11. Operator & Tool Comparison
| Tool | Type | DCS | Failover Time | Backup | K8s-Native | Logical Repl | Best For |
|---|---|---|---|---|---|---|---|
| CloudNativePG | Operator CRD | K8s Leases | 5–15s | Barman (S3/GCS) | Yes | Yes | New K8s deployments, CNCF-aligned |
| Patroni + etcd | HA Manager | etcd / Consul | 30–45s | pgBackRest / Barman | Partial | Yes | Existing infra, more control |
| Crunchy PGO | Operator CRD | K8s Leases | 5–20s | pgBackRest | Yes | Yes | Enterprise + OpenShift |
| Bitnami Helm | Helm Chart | None (manual) | Manual | Manual / CronJob | No | Manual | Quick dev/test setup only |
| Zalando Operator | Operator CRD | etcd (Patroni) | 30–45s | WAL-E / Spilo | Yes | Yes | Large teams using Patroni base |
12. Production Readiness Checklist
Replication & HA
3 instances across 3 zones
Primary in Zone A, sync standby in Zone B, async standby in Zone C.

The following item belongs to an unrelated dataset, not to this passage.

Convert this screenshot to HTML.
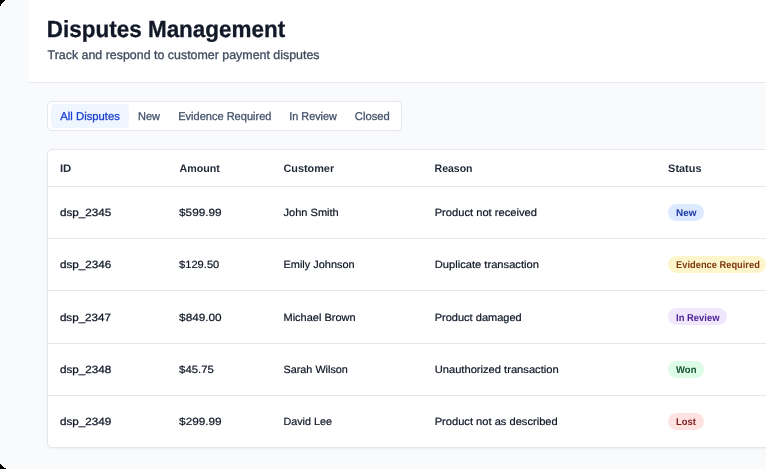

Synchronous standby configured
synchronous_standby_names = 'ANY 1 (*)' for zero data loss with fallback.
Replication slots monitored
Alert if pg_replication_slots.active = false or WAL retained > 10GB.
Failover tested in staging
Run patronictl switchover monthly. Verify RTO and RPO meet SLA.
PgBouncer in transaction mode
Apps connect to PgBouncer, not Postgres directly. Max connections never hits limit.
Backup & Observability
Continuous WAL archiving to S3
WAL archived every segment (16MB). Enables PITR. Barman Cloud or pgBackRest.
Daily base backup
ScheduledBackup CRD (CloudNativePG) or pg_basebackup via CronJob.
Restore tested monthly
Restore latest backup to a test namespace. Verify row counts and schema integrity.
Alerts on replication lag
Alert if standby lag > 30s (warning) or > 5min (critical). Use pg_stat_replication.
PodDisruptionBudget
minAvailable: 2 — prevents draining more than 1 PG node during rolling node upgrades.